O noticiário a respeito do atentado ocorrido em Boston na semana passada tende a arrefecer nos próximos dias, a menos que um elemento relevante venha a provocar alguma desconfiança na imprensa sobre a versão oficial apresentada até aqui pelas autoridades americanas.Questionamentos divulgados por adeptos de teorias conspiratórias vêm sendo amplificados por veículos alternativos, mas até a manhã de segunda-feira (22/4), tais especulações não haviam avançado além de algumas obviedades.
Uma delas: se os supostos autores eram terroristas chechenos, por que atacar os Estados Unidos e não a Rússia?
A informação segundo a qual o irmão sobrevivente não poderá falar por causa de um ferimento a bala reduz as chances de ampliação das dúvidas, mesmo porque é tradição das autoridades americanas definir rapidamente o relato oficial, para reduzir o efeito emocional de tragédias sobre a população. Uma versão central induz a um sentimento coletivo e facilita o controle. A imprensa hegemônica, tanto lá como aqui, tende a seguir o que está escrito, e eventuais discordâncias acabam nos registros marginais da História.
Como não poderia deixar de ser, o atentado, ocorrido num evento esportivo de massa, acabaria por suscitar a pergunta: “E se fosse na Copa?”
Essa é a questão que a revista Época traz em sua capa, na edição desta semana, mas na verdade ela já havia frequentado os jornais ainda antes do acontecimento em Boston, por conta de reportagens sobre a participação de agentes americanos na preparação do sistema de segurança do campeonato mundial de futebol.
Trata-se de uma preocupação natural em qualquer evento de massa, e que ganha relevância ainda maior com a mistura de cidadãos de variadas nacionalidades. Essa preocupação, portanto, é tema potencial da imprensa. No entanto, a leitura da reportagem de Época não acrescenta informações relevantes para tranquilizar ou para preocupar o leitor: a revista oferece obviedades, como a definição de que o terrorismo tem o objetivo de aterrorizar, e observa que o Brasil vem dedicando a esse planejamento mais cuidados do que poderia exigir um país sem inimigos externos.
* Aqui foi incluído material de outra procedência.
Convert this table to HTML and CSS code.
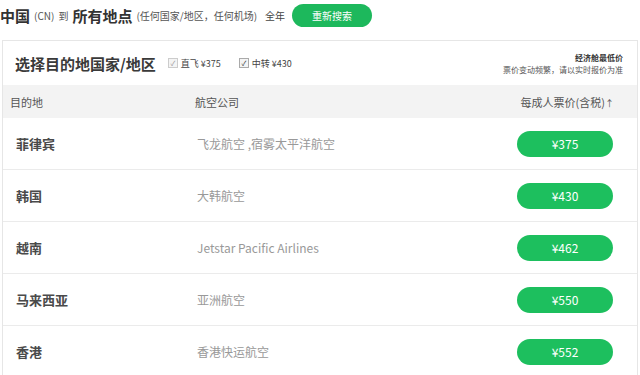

“Para um país com histórico pacífico, tamanha preparação pode até parecer desmedida”, diz o texto.
Inimigos potenciais
Mas a revista admite que seria um engano pensar assim, dada a natureza do terrorismo, como se revelou em Boston, onde uma festa esportiva pacífica e tradicional, sem conotações políticas, foi trespassada pelo ato violento. No entanto, ainda admitindo a persistência do risco na sequência de eventos de grande repercussão programados para os próximos anos, a começar da Copa das Confederações, que ocorre em junho, faltou à reportagem definir melhor os riscos potenciais.
É certo que o Brasil não tem inimigos externos declarados e nenhuma disputa internacional que possa inspirar ataques desse tipo. Mas não faltam conflitos internos capazes de induzir a atos de terror.
Os ataques realizados por bandos de criminosos em São Paulo, já em duas ocasiões, e mais recentemente em Santa Catarina, no começo deste ano, mostram que velhos problemas não resolvidos podem evoluir para eventos de maiores proporções. Além disso, operações policiais mal consolidadas, como as ocupações de favelas no Rio de Janeiro, podem produzir criadouros de conflitos, pela ação de agentes corruptos que substituem as quadrilhas de traficantes no controle dessas comunidades.
Também se pode observar, ainda que de maneira esparsa, a ocorrência de um processo de radicalização política que se expressa nas redes sociais digitais, com a manifestação de grupos favoráveis à volta da ditadura e defensores de soluções extremistas para problemas como a corrupção, a criminalidade e a ineficiência das instituições públicas.
O envolvimento de autoridades em escândalos, a revelação de relações impróprias entre representantes do Judiciário e interesses privados, a suspeita de que policiais seguem matando inocentes na periferia das grandes cidades, são elementos que podem alimentar ideias insanas e conduzir a atos de violência.
O terror pode germinar em qualquer canto onde a esperança é destruída. Por esse motivo, uma imprensa que ajude o cidadão a compreender as dificuldades naturais de uma sociedade em construção contribui mais para o interesse geral do que aquela que estimula a descrença e aposta no pior.
O terrorismo não eclode subitamente, com uma bomba no meio da multidão: ele germina com a ideia de que o esforço diário por uma vida melhor não vale a pena.